One peculiar dependence of Buddhism on Confucianism seems to have developed in East Asia that might be important for Buddhism in the West. This has been pointed out by Rev.Shohaku Okamura. Buddhism in India is very much about Ethics. In China Confucianism already provided very exact commonly recognized standards for ethical behavior that were never displaced by Buddhism and probably were strong until the Twentieth Century in all of the Lands of the Chopstick. As a result, within Buddhism per se ethical teachings seemed to have been minimized, as Buddhism used the indigenous teachings on ethics as a crutch, The focus of Buddhism seems thus to have shifted more toward meditation and wisdom practices and away from ethics.

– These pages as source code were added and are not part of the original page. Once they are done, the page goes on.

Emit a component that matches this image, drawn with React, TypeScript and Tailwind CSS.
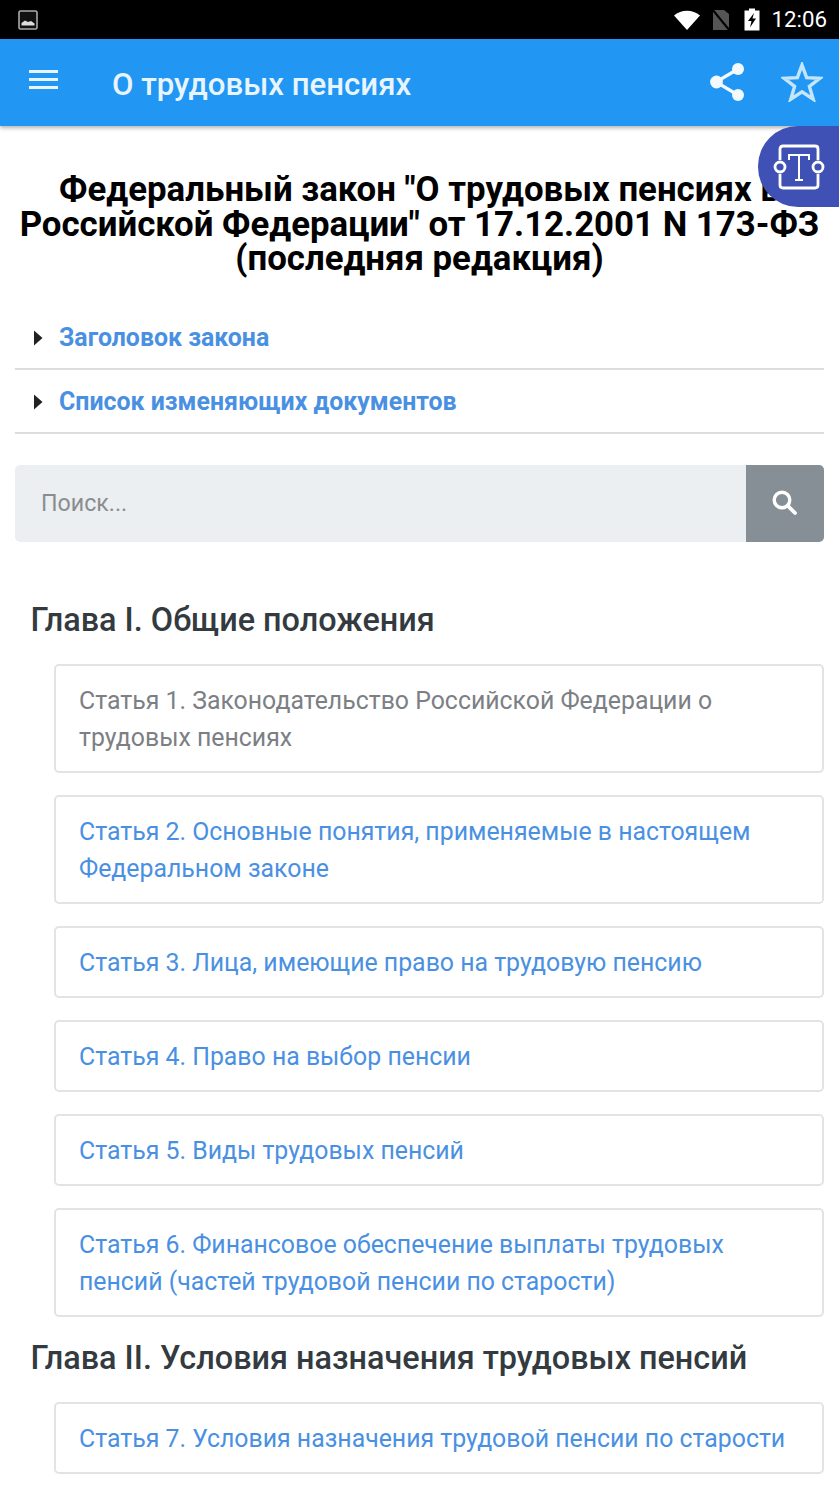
import React from "react";

const FONT = "font-['Roboto','Noto_Sans',sans-serif]";

function Card({ text, muted }: { text: React.ReactNode; muted?: boolean }) {
  return (
    <div className={`ml-[54px] mr-[15.5px] rounded-[5px] border-2 border-[#e2e3e5] pl-[23px] pr-[20px] pt-[16px] pb-[14px] text-[24.85px] leading-[37.5px] ${muted ? "text-[#7c8084]" : "text-[#4a90e2]"}`}>
      {text}
    </div>
  );
}

function Acc({ text }: { text: string }) {
  return (
    <div className="ml-[15px] mr-[15.5px] flex h-[64px] items-center border-b-2 border-[#dcdcdc] pl-[18px] pt-[2px]">
      <svg width="10" height="16" viewBox="0 0 10 16" className="mr-[16px] shrink-0">
        <path d="M1 0.5 L9.5 8 L1 15.5 Z" fill="#222" />
      </svg>
      <span className="text-[24.9px] font-bold text-[#4a90e2]">{text}</span>
    </div>
  );
}

export default function App() {
  return (
    <div className={`relative h-[1492px] w-[839px] overflow-hidden bg-white ${FONT}`}>
      {/* status bar */}
      <div className="flex h-[39px] items-center bg-black pl-[18px] pr-[12px]">
        <svg width="20" height="20" viewBox="0 0 20 20">
          <rect x="1" y="1" width="18" height="18" rx="1.5" fill="#111" stroke="#aaa" strokeWidth="1.6" />
          <path d="M3.5 15.5 V13 L7 10.5 L10 12 L13 11 L16.5 13.5 V15.5 Z" fill="#ddd" />
        </svg>
        <div className="ml-auto flex items-center">
          <svg width="28" height="22" viewBox="0 0 28 22">
            <path d="M1 6.5 C8 0 20 0 27 6.5 L14 21 Z" fill="#fff" />
          </svg>
          <svg width="20" height="24" viewBox="0 0 20 24" className="ml-[10px]">
            <path d="M2 2 H13 L18 6 V22 H2 Z" fill="#555" />
            <path d="M1 1 L19 23" stroke="#000" strokeWidth="2" />
          </svg>
          <svg width="16" height="23" viewBox="0 0 16 23" className="ml-[13px]">
            <path d="M5 0.5 H11 V2.5 H15.5 V22.5 H0.5 V2.5 H5 Z" fill="#fff" />
            <path d="M10 5 L4 13 H7.5 L6 19.5 L12 10.5 H8.5 Z" fill="#000" />
          </svg>
          <span className="ml-[11px] text-[22.3px] leading-none text-white">12:06</span>
        </div>
      </div>

      {/* app bar */}
      <div className="flex h-[87px] items-center bg-[#2196f3] pb-[2px] shadow-[0_2px_4px_rgba(0,0,0,0.3)]">
        <div className="ml-[29px] flex w-[29px] flex-col gap-[5px] pb-[5px]">
          <div className="h-[3px] bg-[#e8f4fe]" />
          <div className="h-[3px] bg-[#e8f4fe]" />
          <div className="h-[3px] bg-[#e8f4fe]" />
        </div>
        <div className="ml-[54px] pt-[8px] text-[31.2px] font-medium text-[#e8f4fe]">О трудовых пенсиях</div>
        <svg width="38" height="40" viewBox="0 0 38 40" className="ml-auto">
          <path d="M29 7 L7 20 L29 33" fill="none" stroke="#f2f9ff" strokeWidth="3.2" />
          <circle cx="29" cy="7" r="6" fill="#f2f9ff" />
          <circle cx="7.5" cy="20" r="6.4" fill="#f2f9ff" />
          <circle cx="29" cy="33" r="6" fill="#f2f9ff" />
        </svg>
        <svg width="42" height="40" viewBox="0 0 42 40" className="ml-[34px] mr-[16px]">
          <path d="M21 3 L25.6 15.6 L39 16.2 L28.4 24.4 L32.2 37.2 L21 29.8 L9.8 37.2 L13.6 24.4 L3 16.2 L16.4 15.6 Z" fill="none" stroke="#c4e6fd" strokeWidth="3.4" strokeLinejoin="miter" />
        </svg>
      </div>

      {/* floating button */}
      <div className="absolute right-0 top-[126px] z-10 flex h-[81px] w-[81px] items-center justify-center rounded-l-[40px] bg-[#3f51b5] pl-[1px]">
        <svg width="52" height="46" viewBox="0 0 52 46">
          <path d="M7 16 V5 Q7 2 10 2 H42 Q45 2 45 5 V16 M45 30 V41 Q45 44 42 44 H10 Q7 44 7 41 V30" fill="none" stroke="#fff" strokeWidth="2.8" />
          <circle cx="7" cy="23" r="5" fill="none" stroke="#fff" strokeWidth="2.8" />
          <circle cx="45" cy="23" r="5" fill="none" stroke="#fff" strokeWidth="2.8" />
          <path d="M16 16 V11 H36 V16 M26 11 V36 M22 36 H30" fill="none" stroke="#fff" strokeWidth="2" />
        </svg>
      </div>

      {/* title */}
      <h1 className="mx-[5px] mt-[46px] text-center text-[34.8px] font-bold leading-[34.5px] text-black">
        Федеральный закон "О трудовых пенсиях в<br />Российской Федерации" от 17.12.2001 N 173-ФЗ<br />(последняя редакция)
      </h1>

      <div className="mt-[30px]">
        <Acc text="Заголовок закона" />
        <Acc text="Список изменяющих документов" />
      </div>

      {/* search */}
      <div className="ml-[15px] mr-[15.5px] mt-[31px] flex h-[77.5px] overflow-hidden rounded-[5px] bg-[#eceff1]">
        <div className="flex flex-1 items-center pl-[26px] text-[23.2px] text-[#8a8d90]">Поиск...</div>
        <div className="flex w-[78px] items-center justify-center bg-[#868e96] pb-[2px] pr-[2px]">
          <svg width="28" height="28" viewBox="0 0 28 28">
            <circle cx="12" cy="12" r="7.8" fill="none" stroke="#fff" strokeWidth="3.4" />
            <path d="M18 18 L25 25" stroke="#fff" strokeWidth="3.8" strokeLinecap="round" />
          </svg>
        </div>
      </div>

      <h2 className="ml-[30.5px] mt-[56.5px] text-[32.4px] font-medium leading-[42px] text-[#333a40]">Глава I. Общие положения</h2>
      <div className="mt-[23px] flex flex-col gap-[22.4px]">
        <Card muted text={<>Статья 1. Законодательство Российской Федерации о<br />трудовых пенсиях</>} />
        <Card text={<>Статья 2. Основные понятия, применяемые в настоящем<br />Федеральном законе</>} />
        <Card text="Статья 3. Лица, имеющие право на трудовую пенсию" />
        <Card text="Статья 4. Право на выбор пенсии" />
        <Card text="Статья 5. Виды трудовых пенсий" />
        <Card text={<>Статья 6. Финансовое обеспечение выплаты трудовых<br />пенсий (частей трудовой пенсии по старости)</>} />
      </div>
      <h2 className="ml-[30.5px] mt-[20.5px] text-[32.4px] font-medium leading-[42px] text-[#333a40]">Глава II. Условия назначения трудовых пенсий</h2>
      <div className="mt-[23px]">
        <Card text="Статья 7. Условия назначения трудовой пенсии по старости" />
      </div>
    </div>
  );
}
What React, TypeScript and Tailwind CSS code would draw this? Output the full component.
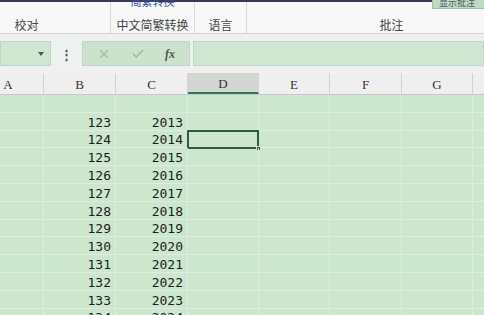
import { X, Check } from 'lucide-react'

const cols = [
  { name: 'A', w: 'w-[71px]' },
  { name: 'B', w: 'w-[72px]' },
  { name: 'C', w: 'w-[72px]' },
  { name: 'D', w: 'w-[71px]' },
  { name: 'E', w: 'w-[71px]' },
  { name: 'F', w: 'w-[72px]' },
  { name: 'G', w: 'w-[71px]' },
  { name: '', w: 'w-[71px]' },
]

const rows: [string, string][] = [
  ['', ''],
  ['123', '2013'],
  ['124', '2014'],
  ['125', '2015'],
  ['126', '2016'],
  ['127', '2017'],
  ['128', '2018'],
  ['129', '2019'],
  ['130', '2020'],
  ['131', '2021'],
  ['132', '2022'],
  ['133', '2023'],
  ['134', '2024'],
]

function Ribbon() {
  return (
    <div className="h-[34px] bg-[#f8f8f8] border-b border-[#d4d4d4] relative overflow-hidden">
      <div className="h-[2px] bg-[#3a3858]" />
      <div className="flex h-[32px] text-[12px] text-[#444]">
        <div className="w-[111px] border-r border-[#d8d8d8] flex items-end justify-center pr-[57px]">校对</div>
        <div className="w-[84px] border-r border-[#d8d8d8] flex flex-col items-center justify-between">
          <div className="text-[11px] text-[#35509a] leading-none -mt-[6px]">简繁转换</div>
          <div>中文简繁转换</div>
        </div>
        <div className="w-[52px] border-r border-[#d8d8d8] flex items-end justify-center">语言</div>
        <div className="flex-1 flex items-end justify-center pl-[52px]">批注</div>
      </div>
      <div className="absolute right-0 top-0 w-[52px] h-[11px] bg-[#bcdcc2] border-l border-b border-[#9cc2a4] text-[9px] leading-none text-[#556] pl-[6px] -mt-[2px]">显示批注</div>
    </div>
  )
}

function FormulaBar() {
  return (
    <div className="bg-[#f0f0f0] pt-[7px] pb-[7px]">
      <div className="flex items-center h-[25px] bg-[#cfe5d1]">
        <div className="w-[51px] h-full border border-[#c3d3c5] bg-[#cfe6d1] flex items-center justify-end pr-[6px]">
          <div className="w-0 h-0 border-l-[3px] border-r-[3px] border-t-[4px] border-l-transparent border-r-transparent border-t-[#555]" />
        </div>
        <div className="w-[31px] h-full bg-[#eef2ee] flex items-center justify-center text-[#555] text-[13px] font-bold leading-none">⋮</div>
        <div className="w-[108px] h-full border border-[#c3d3c5] bg-[#cbe3cd] flex items-center justify-around px-[4px] text-[#9db9a2]">
          <X size={14} strokeWidth={2} />
          <Check size={14} strokeWidth={2.5} />
          <span className="text-[#555] italic text-[12px] font-bold" style={{ fontFamily: '"Liberation Serif", serif' }}>fx</span>
        </div>
        <div className="w-[3px] h-full bg-[#eef2ee]" />
        <div className="flex-1 h-full border border-[#c3d3c5] bg-[#cfe6d1]" />
      </div>
    </div>
  )
}

export default function App() {
  return (
    <div className="w-[484px] h-[315px] overflow-hidden bg-[#cde7cf]" style={{ fontFamily: '"Noto Sans CJK SC", sans-serif' }}>
      <Ribbon />
      <FormulaBar />
      <div className="ml-[-27px] w-[600px]">
        <div className="flex h-[22px] bg-[#efefef] border-b border-[#c9c9c9]" style={{ fontFamily: '"Liberation Serif", serif' }}>
          {cols.map((c, k) => (
            <div
              key={k}
              className={`${c.w} shrink-0 flex items-center justify-center pt-[2px] text-[13px] text-[#333] border-r border-[#d2d2d2] ${c.name === 'D' ? 'bg-[#d3d6d3] border-b-2 border-b-[#2f7a4a]' : ''}`}
            >
              {c.name}
            </div>
          ))}
        </div>
        {rows.map((r, i) => (
          <div key={i} className="flex h-[17.8px] border-b border-[#deeddf]" style={{ fontFamily: '"DejaVu Sans Mono", monospace' }}>
            {cols.map((c, k) => (
              <div
                key={k}
                className="w-[71px] shrink-0 relative flex items-center justify-end pr-[4px] pt-[2px] text-[13px] leading-none text-[#1c1c1c] border-r border-[#deeddf]"
                style={{ width: k === 1 || k === 2 || k === 5 ? 72 : 71 }}
              >
                {k === 1 ? r[0] : k === 2 ? r[1] : ''}
                {k === 3 && i === 2 && (
                  <div className="absolute -left-[1px] -top-[1px] w-[72px] h-[19px] border-2 border-[#2e5b3c]">
                    <div className="absolute -right-[4px] -bottom-[4px] w-[5px] h-[5px] bg-[#2e5b3c] border border-[#cde7cf]" />
                  </div>
                )}
              </div>
            ))}
          </div>
        ))}
      </div>
    </div>
  )
}
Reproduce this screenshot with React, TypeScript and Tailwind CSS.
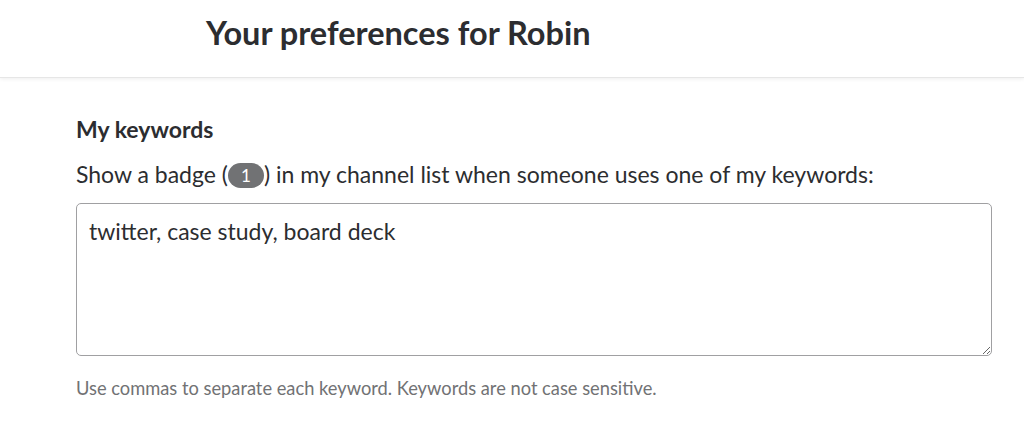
export default function App() {
  return (
    <div className="min-h-screen bg-white text-[#2c2d30]" style={{ fontFamily: "Lato, 'Noto Sans', sans-serif" }}>
      <header className="h-[78px] border-b border-[#e6e6e6] pl-[206px] pt-[13px] shadow-[0_1px_4px_rgba(0,0,0,0.07)]">
        <h1 className="text-[32.5px] font-bold leading-[40px] text-[#2c2d30]">Your preferences for Robin</h1>
      </header>

      <main className="pl-[76px] pr-[32px] pt-[37px]">
        <h2 className="text-[23px] font-bold leading-[28px]">My keywords</h2>
        <p className="mt-[16px] text-[23px] leading-[30px]">
          Show a badge (
          <span className="inline-block h-[25px] w-[36px] rounded-full bg-[#717274] text-center align-[1px] text-[17px] leading-[25px] text-white">
            1
          </span>
          ) in my channel list when someone uses one of my keywords:
        </p>
        <textarea
          className="mt-[14px] block h-[153px] w-full resize-y rounded-[5px] border border-[#a0a0a2] px-[12px] pt-[12px] text-[23px] leading-[30px] text-[#2c2d30] outline-none"
          defaultValue="twitter, case study, board deck"
        />
        <p className="mt-[20px] text-[18.3px] leading-[24px] text-[#717274]">
          Use commas to separate each keyword. Keywords are not case sensitive.
        </p>
      </main>
    </div>
  );
}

In summary, Buddhist made changes in both doctrine and monastic discipline in order to adapt to the Culture of the Chopstick. At the same time it retained the general shape of tradition rather tenaciously, where it had to give a little her it took a little there. In the end it was the Culture of the Land of the Chopstick that adapted to Buddhism and Buddhism pervaded many aspects of Eastern Asian life, thought and art.